The Day of the Dead or if you want to sound particularly suave
Día de los Muertos. The holiday is centered around reunions between friends and family to pray for the dearly departed. Mexico in particular is an avid participator in the event, where it is declared a national holiday.—Photos by AFP.
People in skull masks walk near an altar assembled in homage of people who died of diabetes and obesity, during a demonstration in front of the Mexican Ministry of Health in Mexico City. The walk was part of the Day of the Dead.
A woman in dressed up as the death poses with an Altar for the Dead in the background in Mexico city, during preparations on the eve of the Day of the Dead celebrations.
Visitors look at an art installation of skulls at an altar assembled by artists for Day of the Dead celebrations at the National Autonoma University of Mexico in Mexico City.
Visitors look on at an art installation of a skeleton and skulls at an altar assembled by artists for the Day of the Dead celebrations at the National Autonoma University of Mexico pictures in Mexico City.

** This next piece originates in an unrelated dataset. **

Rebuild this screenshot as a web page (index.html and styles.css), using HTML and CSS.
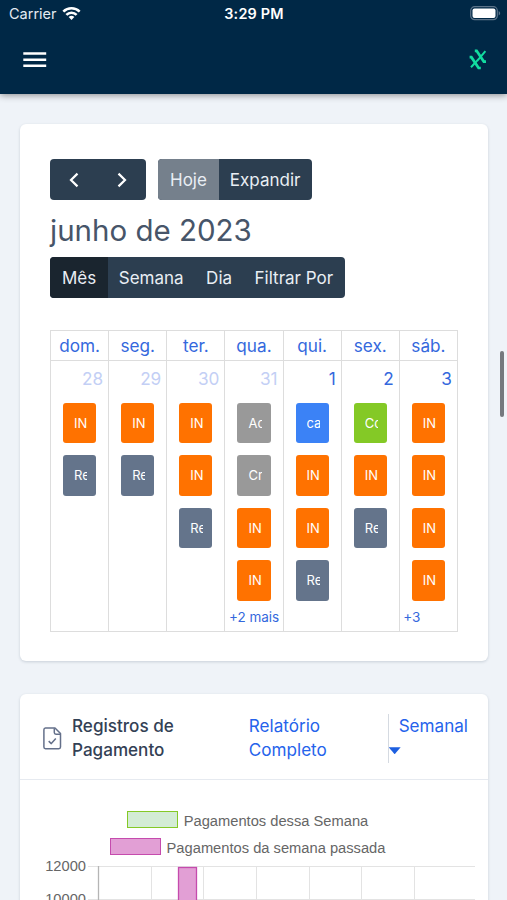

Not only is the day dedicated to remembering the dearly departed but also as a celebration of life that the living have still been given time to cherish. Aside from the intense symbolism of life and death, the thing of note is the vibrant arts and crafts and culinary exhibitions.

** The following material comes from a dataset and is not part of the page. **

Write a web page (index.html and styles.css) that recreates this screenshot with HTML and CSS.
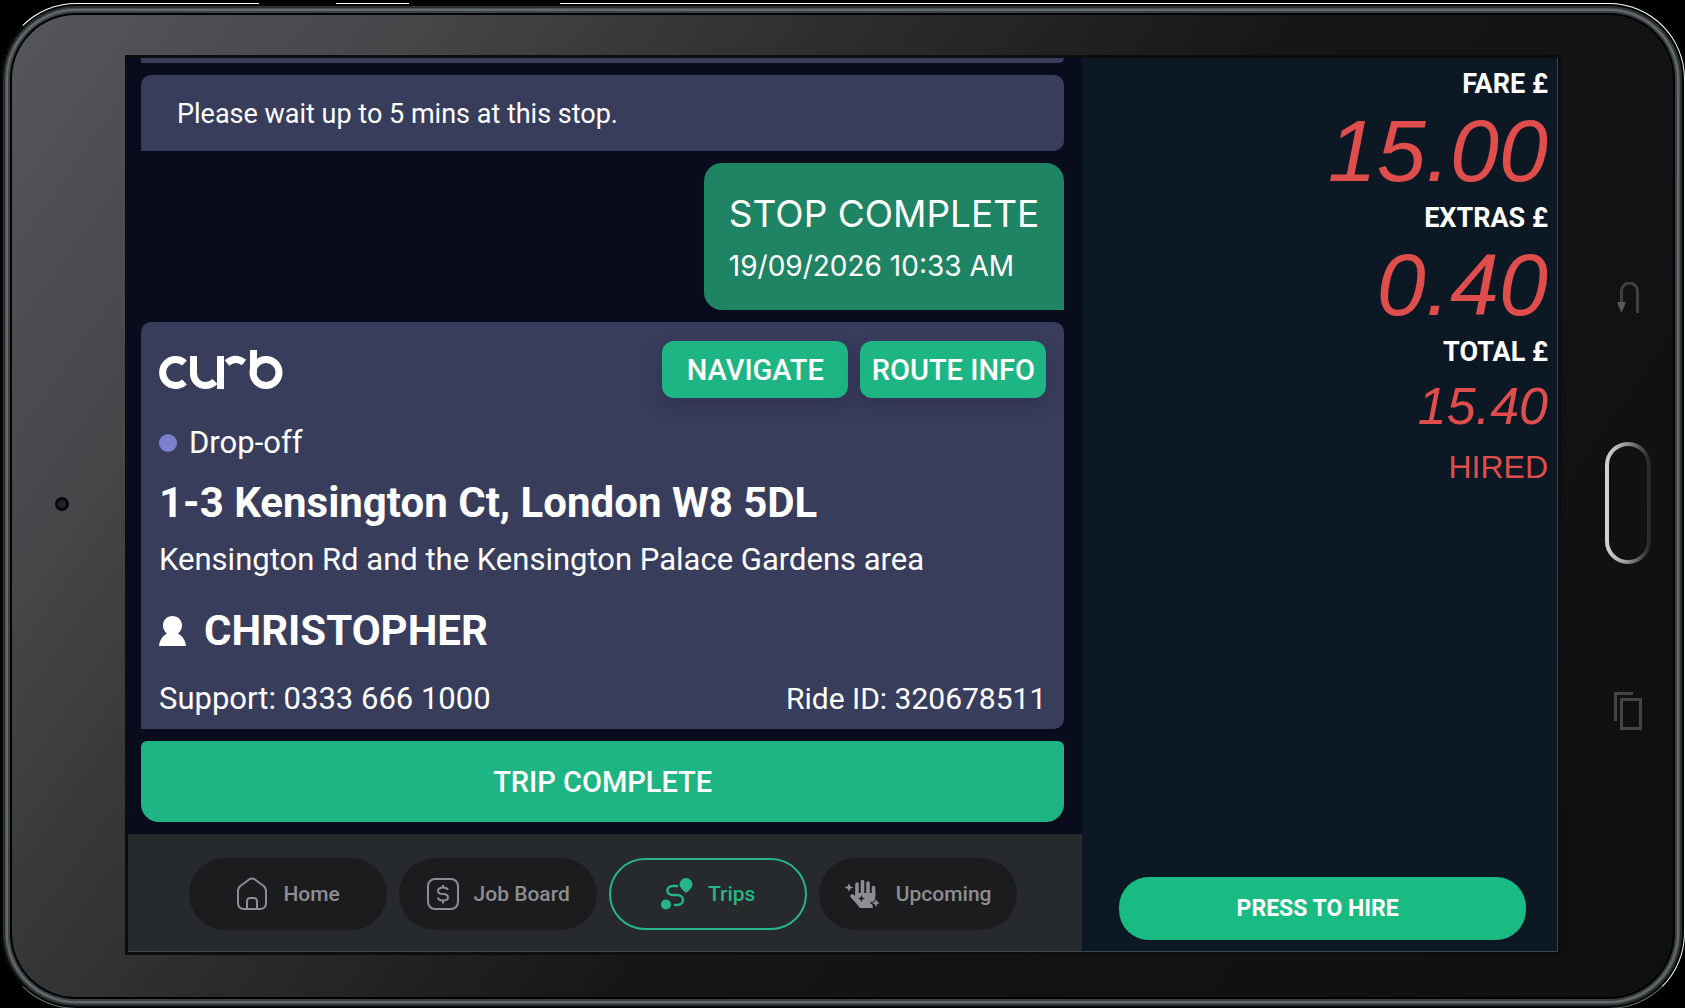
FILE: index.html
```html
<!DOCTYPE html>
<html lang="en">
  <head>
    <meta charset="UTF-8" />
    <meta name="viewport" content="width=device-width, initial-scale=1.0" />
    <title>Curb Driver - Trips</title>
    <link rel="stylesheet" href="styles.css">
  </head>
  <body>
    <div class="tablet">
      <div class="side-key power"></div>
      <div class="side-key volume"></div>

      <div class="bezel-left">
        <div class="camera"></div>
      </div>

      <div class="screen">
        <main class="trip-pane">
          <div class="feed">
            <div class="card previous"></div>
            <div class="card note">Please wait up to 5 mins at this stop.</div>

            <div class="stop-complete">
              <div class="stop-title">STOP COMPLETE</div>
              <div class="stop-time">19/09/2026 10:33 AM</div>
            </div>

            <section class="card job">
              <div class="job-header">
                <svg class="logo" viewBox="0 0 124 40" role="img" aria-label="curb">
                  <g fill="none" stroke="#fff" stroke-width="7">
                    <path d="M25.500 13A13 13 0 1 0 25.500 32" />
                    <path d="M34.500 6V24A12 12 0 0 0 46.500 35.500Q52 35.500 56 31.500" />
                    <path d="M61.500 6V39" />
                    <path d="M68 13Q76 6 85 12.500" />
                    <path d="M94.500 0V23" />
                    <circle cx="107" cy="22.500" r="13" />
                  </g>
                </svg>
                <div class="job-actions">
                  <button type="button" class="button">NAVIGATE</button>
                  <button type="button" class="button">ROUTE INFO</button>
                </div>
              </div>

              <div class="stage"><span class="dot"></span>Drop-off</div>
              <h1 class="address">1-3 Kensington Ct, London W8 5DL</h1>
              <div class="area">Kensington Rd and the Kensington Palace Gardens area</div>

              <h2 class="passenger">
                <svg width="27" height="30" viewBox="0 0 27 30" fill="#fff" aria-hidden="true">
                  <path d="M13.500 0C19 0 23 4 23 9.500C23 13 21.500 15.500 19 17.500C23.500 20 26.500 24.500 27 30H0C.5 24.500 3.500 20 8 17.500C5.500 15.500 4 13 4 9.500C4 4 8 0 13.500 0Z" />
                </svg>
                CHRISTOPHER
              </h2>

              <div class="job-footer">
                <span>Support: 0333 666 1000</span>
                <span class="ride-id">Ride ID: 320678511</span>
              </div>
            </section>

            <button type="button" class="trip-complete">TRIP COMPLETE</button>
          </div>

          <nav class="tabs">
            <a href="#home" class="tab">
              <svg width="32" height="34" viewBox="0 0 32 34" fill="none" stroke="currentColor" stroke-width="2" aria-hidden="true">
                <path d="M13 2.500Q16 .5 19 2.500L27 8.500Q30 10.500 30 14V26Q30 32 24 32H8Q2 32 2 26V14Q2 10.500 5 8.500Z" />
                <path d="M11 32V25Q11 21 14 21H18Q21 21 21 25V32" />
              </svg>
              Home
            </a>
            <a href="#jobs" class="tab">
              <svg width="32" height="32" viewBox="0 0 32 32" fill="none" stroke="currentColor" stroke-width="2" aria-hidden="true">
                <rect x="1" y="1" width="30" height="30" rx="7" />
                <path d="M21 12Q20 9.500 16 9.500Q11 9.500 11 13Q11 16 16 16Q21 16 21 19.500Q21 22.500 16 22.500Q11.500 22.500 11 19.500M16 7V10M16 22V25.500" />
              </svg>
              Job Board
            </a>
            <a href="#trips" class="tab active">
              <svg width="32" height="32" viewBox="0 0 32 32" aria-hidden="true">
                <path d="M16 8H12C4.500 8 4.500 17 12 17H16C24 17 24 27 16 27H14" fill="none" stroke="currentColor" stroke-width="2.500" stroke-linecap="round" />
                <circle cx="5" cy="26.500" r="5" fill="currentColor" />
                <path d="M25 0A6.500 6.500 0 0 1 31.500 6.500Q31.500 10 25 15Q18.500 10 18.500 6.500A6.500 6.500 0 0 1 25 0Z" fill="currentColor" />
              </svg>
              Trips
            </a>
            <a href="#upcoming" class="tab">
              <svg width="36" height="30" viewBox="0 0 36 30" aria-hidden="true">
                <g fill="none" stroke="currentColor" stroke-width="3.600" stroke-linecap="round">
                  <path d="M12 17V5M17.500 15V2.500M23 15V4M28.500 17V8.500M7 17L12 22" />
                </g>
                <path d="M10.200 14H30.300V20Q30.300 22 27 24L28 29H15L5.500 17.500Q8 14 11 18Z" fill="currentColor" />
                <path d="M4 4L5.200 7.300L8.500 8.500L5.200 9.700L4 13L2.800 9.700L-.5 8.500L2.800 7.300Z" fill="currentColor" />
                <path d="M31 18.500L32.500 22.500L36 24L32.500 25.500L31 29.500L29.500 25.500L25.500 24L29.500 22.500Z" fill="currentColor" stroke="#1b1c1e" stroke-width="1" />
                <path d="M16.500 16L17.500 18.500L20 19.500L17.500 20.500L16.500 23L15.500 20.500L13 19.500L15.500 18.500Z" fill="#1b1c1e" />
              </svg>
              Upcoming
            </a>
          </nav>
        </main>

        <aside class="meter">
          <div class="meter-label">FARE £</div>
          <div class="reading">15.00</div>
          <div class="meter-label">EXTRAS £</div>
          <div class="reading">0.40</div>
          <div class="meter-label">TOTAL £</div>
          <div class="reading small">15.40</div>
          <div class="status">HIRED</div>
          <button type="button" class="hire">PRESS TO HIRE</button>
        </aside>
      </div>

      <div class="bezel-right">
        <button type="button" class="key" aria-label="Back">
          <svg width="22" height="32" viewBox="0 0 22 32" fill="none" aria-hidden="true">
            <path d="M4.500 22V9A8 8 0 0 1 20.500 9V31" stroke="#404042" stroke-width="3" />
            <path d="M0 20H9L4.500 31Z" fill="#59595b" />
          </svg>
        </button>
        <button type="button" class="key" aria-label="Home">
          <svg width="46" height="122" viewBox="0 0 46 122" fill="none" aria-hidden="true">
            <defs>
              <linearGradient id="ring">
                <stop offset="0" stop-color="#d2d2d2" />
                <stop offset=".4" stop-color="#a5a5a5" />
                <stop offset="1" stop-color="#262628" />
              </linearGradient>
            </defs>
            <rect x="2" y="2" width="42" height="118" rx="21" stroke="url(#ring)" stroke-width="4" />
          </svg>
        </button>
        <button type="button" class="key" aria-label="Recent apps">
          <svg width="28" height="38" viewBox="0 0 28 38" fill="none" stroke="#444446" stroke-width="3" aria-hidden="true">
            <path d="M1.500 29V1.500H19" />
            <rect x="7.500" y="7.500" width="19" height="29" />
          </svg>
        </button>
      </div>
    </div>
  </body>
</html>
```

FILE: styles.css
```css
* {
  box-sizing: border-box;
}

body {
  margin: 0;
  padding-top: 3px;
  background-color: #000;
  color: #fff;
  font-family: Roboto, sans-serif;
}

button {
  border: none;
  padding: 0;
  color: #fff;
  font-family: inherit;
  cursor: pointer;
}

/* tablet body */
.tablet {
  position: relative;
  display: grid;
  grid-template-columns: 127px 1fr 126px;
  min-height: calc(100vh - 3px);
  border: 1px solid #fff;
  border-left-color: #000;
  border-bottom-color: #666;
  border-radius: 76px;
  background: linear-gradient(125deg, #56575b 0%, #454648 18%, #2c2d2f 36%, #161618 55%, #121214 75%, #0f0f10 100%);
  box-shadow: inset 0 0 0 2px #050606, inset 0 0 0 4px #2a2f30,
    inset 0 0 0 5px #4b5152, inset 0 0 0 7px #646a6b, inset 0 0 0 9px #3c4243,
    inset 0 0 0 11px #000;
}

.side-key {
  position: absolute;
  top: -4px;
  height: 4px;
  background-color: #000;
}

.power {
  left: 258px;
  width: 77px;
}

.volume {
  left: 408px;
  width: 151px;
}

.bezel-left {
  display: flex;
  align-items: center;
  justify-content: center;
  padding: 0 6px 4px 0;
}

.camera {
  width: 14px;
  height: 14px;
  border: 3px solid #08080a;
  border-radius: 50%;
  background-color: #1c2331;
}

.bezel-right {
  display: flex;
  flex-direction: column;
  align-items: center;
  justify-content: center;
  gap: 128px;
  padding-left: 14px;
}

.key {
  background: none;
}

.key svg {
  display: block;
}

.screen {
  display: grid;
  grid-template-columns: 955fr 475fr;
  margin: 54px 0 56px;
  border-right: 1px solid #3c464d;
  border-bottom: 1px solid #3c464d;
  box-shadow: 0 0 0 3px #0c0d0e;
}

/* trip feed */
.trip-pane {
  display: flex;
  flex-direction: column;
  background-color: #090c1c;
}

.feed {
  flex: 1;
  display: flex;
  flex-direction: column;
  gap: 12px;
  padding: 0 18px 12px 13px;
}

.card {
  background-color: #383d5c;
  border-radius: 10px 10px 10px 0;
}

.previous {
  height: 5px;
  border-radius: 0 0 10px 0;
}

.note {
  padding: 21px 36px 19px;
  font-size: 27px;
  line-height: 36px;
}

.stop-complete {
  align-self: flex-end;
  padding: 27px 25px 20px;
  border-radius: 18px 18px 0 18px;
  background-color: #1f8463;
  font-family: Inter, sans-serif;
}

.stop-title {
  margin-bottom: 4px;
  font-size: 37px;
  line-height: 48px;
}

.stop-time {
  font-size: 28px;
  line-height: 48px;
}

.job {
  padding: 19px 18px 12px;
}

.job-header {
  display: flex;
  justify-content: space-between;
  margin-bottom: 27px;
}

.logo {
  width: 124px;
  height: 40px;
  margin-top: 9px;
}

.job-actions {
  display: flex;
  gap: 12px;
}

.button {
  width: 186px;
  height: 57px;
  border-radius: 12px;
  background-color: #1eb584;
  font-size: 29px;
  font-weight: 500;
  box-shadow: 0 8px 18px rgba(40, 30, 60, 0.35);
}

.stage,
.area,
.job-footer {
  font-size: 31px;
  line-height: 36px;
}

.stage {
  display: flex;
  align-items: center;
  gap: 12px;
}

.dot {
  width: 18px;
  height: 18px;
  border-radius: 50%;
  background-color: #7c81cf;
}

.address,
.passenger {
  margin: 18px 0 15px;
  font-size: 42px;
  font-weight: 700;
  line-height: 48px;
}

.passenger {
  display: flex;
  align-items: center;
  gap: 18px;
  margin: 29px 0 26px;
}

.job-footer {
  display: flex;
  justify-content: space-between;
}

.ride-id {
  font-size: 30px;
}

.trip-complete {
  height: 81px;
  border-radius: 6px 6px 18px 18px;
  background-color: #1eb584;
  font-size: 29px;
  font-weight: 500;
}

/* bottom tabs */
.tabs {
  display: flex;
  justify-content: center;
  gap: 12px;
  padding: 24px 4px 21px 0;
  background-color: #272a2c;
}

.tab {
  display: flex;
  align-items: center;
  justify-content: center;
  gap: 15px;
  width: 198px;
  height: 72px;
  border-radius: 36px;
  background-color: #1b1c1e;
  color: #8e8d94;
  font-size: 21px;
  font-weight: 500;
  text-decoration: none;
}

.tab.active {
  border: 2px solid #26b586;
  background: none;
  color: #26b586;
}

/* taxi meter */
.meter {
  display: flex;
  flex-direction: column;
  align-items: flex-end;
  padding: 10px 9px 11px;
  background-color: #0c1823;
}

.meter-label {
  font-size: 27px;
  font-weight: 700;
  line-height: 32px;
}

.reading {
  margin-bottom: 1px;
  color: #df4e4c;
  font-family: "Liberation Sans", sans-serif;
  font-size: 88px;
  font-style: italic;
  line-height: 101px;
}

.reading.small {
  margin: 0;
  font-size: 52px;
  line-height: 76px;
}

.status {
  color: #df4e4c;
  font-family: "Liberation Sans", sans-serif;
  font-size: 32px;
  line-height: 46px;
}

.hire {
  align-self: stretch;
  height: 63px;
  margin: auto 22px 0 28px;
  padding-right: 10px;
  border-radius: 30px;
  background-color: #1abb83;
  font-size: 23px;
  font-weight: 700;
}
```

Mexican students at UNAM in Mexico City, during preparations on the eve of the Day of the Dead celebrations. The symbol most represented during the holiday in the form of masks and face paint, is the skull or calacas in colloquial terms.

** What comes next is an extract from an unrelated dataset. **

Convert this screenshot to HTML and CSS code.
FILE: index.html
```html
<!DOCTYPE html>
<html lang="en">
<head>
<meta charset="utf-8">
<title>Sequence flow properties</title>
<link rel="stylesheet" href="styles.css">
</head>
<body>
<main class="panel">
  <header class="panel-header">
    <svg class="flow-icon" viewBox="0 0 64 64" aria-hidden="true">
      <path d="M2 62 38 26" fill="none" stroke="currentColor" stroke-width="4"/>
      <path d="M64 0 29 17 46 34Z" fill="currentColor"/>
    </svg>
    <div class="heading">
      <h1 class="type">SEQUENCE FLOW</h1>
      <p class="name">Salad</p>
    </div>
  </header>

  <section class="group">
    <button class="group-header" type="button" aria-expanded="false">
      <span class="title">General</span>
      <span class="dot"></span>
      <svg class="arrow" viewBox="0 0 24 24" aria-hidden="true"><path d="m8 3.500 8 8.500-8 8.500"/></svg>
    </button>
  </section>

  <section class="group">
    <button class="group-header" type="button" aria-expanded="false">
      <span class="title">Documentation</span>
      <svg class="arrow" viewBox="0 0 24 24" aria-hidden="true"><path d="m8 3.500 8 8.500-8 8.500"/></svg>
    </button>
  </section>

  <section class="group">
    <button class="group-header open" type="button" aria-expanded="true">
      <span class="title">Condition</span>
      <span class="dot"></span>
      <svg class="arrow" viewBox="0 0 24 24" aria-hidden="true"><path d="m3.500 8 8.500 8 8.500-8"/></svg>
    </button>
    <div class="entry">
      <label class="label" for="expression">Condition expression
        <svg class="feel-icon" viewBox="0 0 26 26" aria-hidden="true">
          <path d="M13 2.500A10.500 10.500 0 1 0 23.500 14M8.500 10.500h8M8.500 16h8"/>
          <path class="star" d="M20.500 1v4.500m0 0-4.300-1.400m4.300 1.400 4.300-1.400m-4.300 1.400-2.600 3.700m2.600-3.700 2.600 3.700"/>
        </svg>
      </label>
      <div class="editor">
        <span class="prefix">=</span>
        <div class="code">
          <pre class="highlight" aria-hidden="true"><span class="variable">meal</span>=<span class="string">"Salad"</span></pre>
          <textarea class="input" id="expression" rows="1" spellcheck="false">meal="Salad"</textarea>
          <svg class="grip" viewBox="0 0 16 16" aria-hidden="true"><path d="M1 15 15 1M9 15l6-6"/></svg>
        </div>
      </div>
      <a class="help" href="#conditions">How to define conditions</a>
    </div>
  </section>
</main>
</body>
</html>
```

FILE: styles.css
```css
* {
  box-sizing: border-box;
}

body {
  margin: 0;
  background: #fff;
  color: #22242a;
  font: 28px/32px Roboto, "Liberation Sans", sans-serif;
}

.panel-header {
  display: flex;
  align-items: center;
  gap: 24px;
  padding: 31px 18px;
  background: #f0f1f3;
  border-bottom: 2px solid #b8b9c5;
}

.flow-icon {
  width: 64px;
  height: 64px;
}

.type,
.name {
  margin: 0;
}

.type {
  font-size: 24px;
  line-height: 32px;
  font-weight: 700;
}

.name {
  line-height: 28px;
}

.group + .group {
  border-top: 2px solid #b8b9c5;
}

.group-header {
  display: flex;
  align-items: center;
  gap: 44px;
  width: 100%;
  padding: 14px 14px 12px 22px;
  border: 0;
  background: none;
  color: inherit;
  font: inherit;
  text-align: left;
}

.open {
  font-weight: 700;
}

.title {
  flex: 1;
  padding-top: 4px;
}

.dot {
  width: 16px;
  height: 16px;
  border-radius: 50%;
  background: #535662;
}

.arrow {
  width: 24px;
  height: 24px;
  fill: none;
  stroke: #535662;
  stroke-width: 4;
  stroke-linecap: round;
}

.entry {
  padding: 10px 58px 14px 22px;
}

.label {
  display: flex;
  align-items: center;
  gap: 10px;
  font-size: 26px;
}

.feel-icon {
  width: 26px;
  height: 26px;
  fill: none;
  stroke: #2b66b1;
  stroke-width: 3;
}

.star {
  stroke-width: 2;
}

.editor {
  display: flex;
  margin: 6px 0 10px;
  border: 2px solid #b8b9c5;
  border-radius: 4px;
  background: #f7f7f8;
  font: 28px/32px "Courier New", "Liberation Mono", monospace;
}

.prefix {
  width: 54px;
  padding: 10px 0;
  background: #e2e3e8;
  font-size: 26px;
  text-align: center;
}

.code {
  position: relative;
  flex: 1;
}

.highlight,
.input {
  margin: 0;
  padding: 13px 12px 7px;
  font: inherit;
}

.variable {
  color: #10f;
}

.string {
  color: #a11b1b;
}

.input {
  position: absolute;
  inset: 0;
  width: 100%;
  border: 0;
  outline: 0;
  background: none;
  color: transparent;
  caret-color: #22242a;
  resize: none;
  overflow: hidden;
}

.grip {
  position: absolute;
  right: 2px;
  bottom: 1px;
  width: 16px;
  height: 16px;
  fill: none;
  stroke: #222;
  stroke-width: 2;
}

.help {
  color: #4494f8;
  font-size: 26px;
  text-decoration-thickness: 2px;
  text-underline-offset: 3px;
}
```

Altars or ofrendas are customarily built by public schools of all standings, offices too partake in building small scale altars as this holiday is very dear to Mexican tradition.
In the ancient rituals observed by pre-Hispanic civilizations, skulls were kept and shown during rituals as trophies and as symbols of death and rebirth.
Tradition includes building altars honouring their deceased relatives and this year, the National Autonomous University of Mexico dedicated it to Mexico's indigenous peoples.
A skeleton figure is displayed at the Jamaica market in Mexico City to celebrate the Day of the Dead. The rituals that celebrate deaths of ancestors for this holiday date back to almost 2500 years.
Mexican traditional sugar "Calaveritas" (Little Skulls) are displayed at the Jamaica market in Mexico City, as Mexicans prepare to celebrate the traditional Day of the Dead.